* DATA EXCERPT:
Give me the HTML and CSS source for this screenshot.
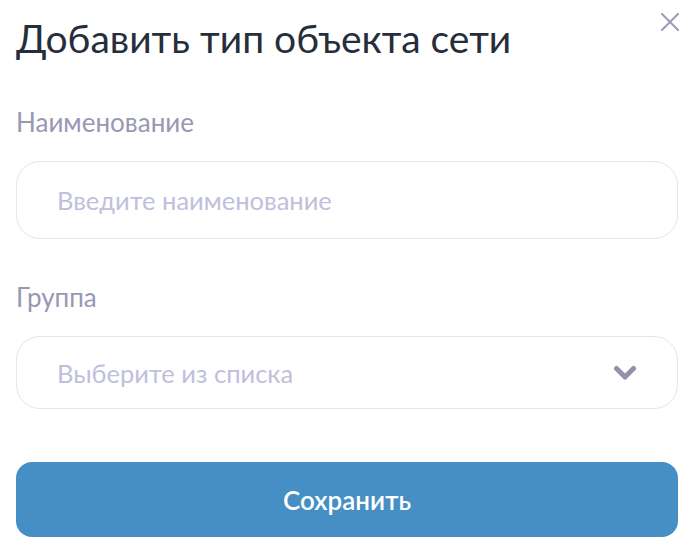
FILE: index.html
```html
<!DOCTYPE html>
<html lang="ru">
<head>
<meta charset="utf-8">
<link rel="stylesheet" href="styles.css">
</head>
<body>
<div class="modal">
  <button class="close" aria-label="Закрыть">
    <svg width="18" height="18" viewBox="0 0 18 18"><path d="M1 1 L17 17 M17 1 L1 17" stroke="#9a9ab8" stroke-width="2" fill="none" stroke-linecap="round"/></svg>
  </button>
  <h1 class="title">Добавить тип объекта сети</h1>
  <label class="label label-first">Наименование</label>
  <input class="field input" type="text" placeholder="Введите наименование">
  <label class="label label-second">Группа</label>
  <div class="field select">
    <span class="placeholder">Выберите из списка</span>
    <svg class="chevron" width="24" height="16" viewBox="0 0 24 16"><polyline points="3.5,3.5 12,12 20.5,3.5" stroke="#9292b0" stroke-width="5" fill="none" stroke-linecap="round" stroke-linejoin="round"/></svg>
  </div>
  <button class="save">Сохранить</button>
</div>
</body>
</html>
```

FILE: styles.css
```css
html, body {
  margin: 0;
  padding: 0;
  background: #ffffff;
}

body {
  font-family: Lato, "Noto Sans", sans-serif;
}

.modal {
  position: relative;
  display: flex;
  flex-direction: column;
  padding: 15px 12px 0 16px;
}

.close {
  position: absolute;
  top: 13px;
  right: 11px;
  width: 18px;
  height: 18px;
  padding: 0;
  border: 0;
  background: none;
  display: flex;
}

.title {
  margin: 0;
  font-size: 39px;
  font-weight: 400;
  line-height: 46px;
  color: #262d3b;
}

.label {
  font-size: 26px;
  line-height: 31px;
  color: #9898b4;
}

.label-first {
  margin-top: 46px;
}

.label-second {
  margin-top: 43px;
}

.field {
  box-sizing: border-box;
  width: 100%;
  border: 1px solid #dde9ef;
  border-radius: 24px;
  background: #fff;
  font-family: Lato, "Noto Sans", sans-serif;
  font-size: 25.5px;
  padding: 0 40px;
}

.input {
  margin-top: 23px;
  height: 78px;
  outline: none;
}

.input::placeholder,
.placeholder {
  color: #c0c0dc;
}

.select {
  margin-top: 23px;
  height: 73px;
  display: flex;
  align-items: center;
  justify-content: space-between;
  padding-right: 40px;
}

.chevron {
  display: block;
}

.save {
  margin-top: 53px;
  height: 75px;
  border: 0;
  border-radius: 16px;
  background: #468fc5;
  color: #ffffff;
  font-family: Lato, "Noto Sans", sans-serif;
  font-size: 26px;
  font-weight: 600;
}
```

* WRITTEN INSTRUCTION: Leave out the pictures and retype every line above exactly.

* OUTPUT FOR THIS EXERCISE:
Give me the HTML and CSS source for this screenshot.
FILE: index.html
```html
<!DOCTYPE html>
<html lang="ru">
<head>
<meta charset="utf-8">
<link rel="stylesheet" href="styles.css">
</head>
<body>
<div class="modal">
  <button class="close" aria-label="Закрыть">
    <svg width="18" height="18" viewBox="0 0 18 18"><path d="M1 1 L17 17 M17 1 L1 17" stroke="#9a9ab8" stroke-width="2" fill="none" stroke-linecap="round"/></svg>
  </button>
  <h1 class="title">Добавить тип объекта сети</h1>
  <label class="label label-first">Наименование</label>
  <input class="field input" type="text" placeholder="Введите наименование">
  <label class="label label-second">Группа</label>
  <div class="field select">
    <span class="placeholder">Выберите из списка</span>
    <svg class="chevron" width="24" height="16" viewBox="0 0 24 16"><polyline points="3.5,3.5 12,12 20.5,3.5" stroke="#9292b0" stroke-width="5" fill="none" stroke-linecap="round" stroke-linejoin="round"/></svg>
  </div>
  <button class="save">Сохранить</button>
</div>
</body>
</html>
```

FILE: styles.css
```css
html, body {
  margin: 0;
  padding: 0;
  background: #ffffff;
}

body {
  font-family: Lato, "Noto Sans", sans-serif;
}

.modal {
  position: relative;
  display: flex;
  flex-direction: column;
  padding: 15px 12px 0 16px;
}

.close {
  position: absolute;
  top: 13px;
  right: 11px;
  width: 18px;
  height: 18px;
  padding: 0;
  border: 0;
  background: none;
  display: flex;
}

.title {
  margin: 0;
  font-size: 39px;
  font-weight: 400;
  line-height: 46px;
  color: #262d3b;
}

.label {
  font-size: 26px;
  line-height: 31px;
  color: #9898b4;
}

.label-first {
  margin-top: 46px;
}

.label-second {
  margin-top: 43px;
}

.field {
  box-sizing: border-box;
  width: 100%;
  border: 1px solid #dde9ef;
  border-radius: 24px;
  background: #fff;
  font-family: Lato, "Noto Sans", sans-serif;
  font-size: 25.5px;
  padding: 0 40px;
}

.input {
  margin-top: 23px;
  height: 78px;
  outline: none;
}

.input::placeholder,
.placeholder {
  color: #c0c0dc;
}

.select {
  margin-top: 23px;
  height: 73px;
  display: flex;
  align-items: center;
  justify-content: space-between;
  padding-right: 40px;
}

.chevron {
  display: block;
}

.save {
  margin-top: 53px;
  height: 75px;
  border: 0;
  border-radius: 16px;
  background: #468fc5;
  color: #ffffff;
  font-family: Lato, "Noto Sans", sans-serif;
  font-size: 26px;
  font-weight: 600;
}
```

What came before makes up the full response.